Question: Does $g\in H^1(\mathbb{R}^3)$ exist, such that 
\begin{equation}
  \int g^2 v_+ < \infty, \quad \int g^2 v_- = +\infty \quad ?
\end{equation}
Some thoughts:
Let $S_\pm$ be the supports of $v_\pm$, respectively.
One can easily find $g\in L^2$ such that the last equation holds, simply multiply $f$ with the characteristic function of $S_-$. The intuitive approach is then by some smoothing of this function by a mollifier, or using a bump function to force the support of $g$ away from $S_+$. 
However, the supports of $S_\pm$ can be quite complicated: for example, fat Cantor-like sets. Thus, a bump function technique or a mollifier may "accidentally" fill out any of $S_\pm$.
My motivation:
The problem comes from my original research on the mathematical foundations of Density Functional Theory (DFT) in physics and chemistry. Here, $f^2$ is proportional to the probability density of finding an electron at a space point, and $v$ is the potential energy field of the environmentn. $\int f^2 v$ is the total potential energy for the system's state. The original $f$ gives a meaningless "$\infty-\infty$" result, but for certain reasons, we are out of the woods if there is some $other$ density $g$ with the prescribed property.
Edit:
Removed claim that $S_\pm$ must be unbounded. This does not follow from the stated assumptions.

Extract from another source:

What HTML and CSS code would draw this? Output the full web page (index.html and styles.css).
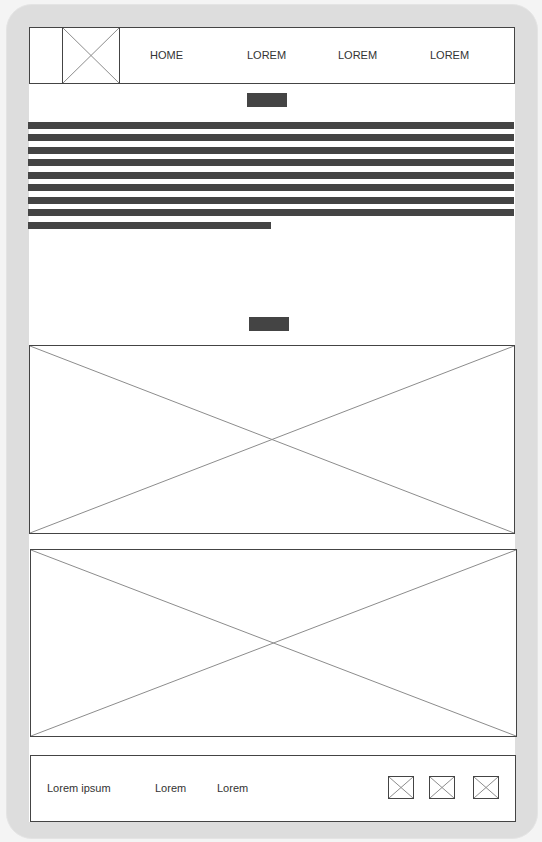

 A: The problem is, of course, that $v_+$ and $v_-$ can be closely related. Consider a cube $Q$ with sidelength $2a$ and the weight $v_Q$ such that $v_Q=1$ on its top half, $-1$ on its bottom half, and $0$ everywhere else. Then, applying the inequality
$-|F(x)|^2+|F(x+a)|^2\ge -(|F(x)|+|F(x+a|)(\int_x^{x+a}|F'|)\le -\delta(|F(x)|^2+|F(x+a|^2)-\delta^{-1}a\int_{x}^{x+a}|F'|^2$ along each vertical line and integrating over the bottom half, we get 
$$
\int |g|^2 v_Q\ge -\delta \int_Q |g|^2-\delta^{-1}a^2\int_Q|\nabla g|^2. 
$$
Choosing $\delta=a$, we get 
$$
\int |g|^2 v_Q\ge - a\left[\int_Q |g|^2+\int_Q|\nabla g|^2\right]. 
$$
while $\int|v|=8a^3$. Now just consider a family of disjoint unit cubes $P_i$ tiled with cubes $Q_{ij}$ of sidelength $2a_j\to 0$ and put $v=\sum U_i v_{Q_{ij}}$ with $U_j>0$. To make sure that there exists $f\in H^1$ with $\int f^2v_+=\int f^2 v_-=+\infty$, it suffices to demand $U_j\to\infty$ (then you can build your $f$ as $\sum_i c_i f_i$ where  $f_i$ is a unit size bump supported on $P_j$ and $\sum_i c_i^2<+\infty$, $\sum_i U_i c_i^2=+\infty$). On the other hand, to prevent the infinite disbalance between $\int g^2 v_\pm$, it suffices to ask that $U_ja_j$ is a bounded sequence. These two conditions are perfectly compatible, so, alas, you cannot do what you want without some extra assumptions.
A: When $v \in L^1_{loc}(\mathbb{R}^3)$, then  $v$ is the density of an absolutely continuous  signed measure $\mu$. Take a Hahn decomposition of $\mathbb{R}^3$ in two measurable sets, so that $\mathbb{R}^3$ is disjoint union of  say $P$ and $N$,  $P$ is positive for $\mu$ and $N$ is negative for $\mu$, defined as  $\mu$ is non-negative on measurable subsets of $P$ and non-positive on measurable subsets of $N$. This gives a Jordan decomposition in measures $\mu^+$ and $\mu^-$, concentrated on $P$ and $N$ respective. Now $\mu^+$ on a measurable set $A$ is $\int_A v_+$  and $\mu_-$ on a measurable  set $A$ is $\int_A v_-$. When $f \in H(\mathbb{R}^3) = L^2(R^3)$ has $\int f^2 v_+ = \infty $ and $  \int f^2 v_- = \infty$, then $f \,1_N \in L^2(\mathbb{R}^3)$, $\int f^2\,1_N v_- = \infty $ and $\int (f \, 1_N)^2 v_+ = \int f^2 \, 1_N v_+ = 0$.  The not-shown measures in the integrals is Lebesgue measure on $\mathbb{R}^3$.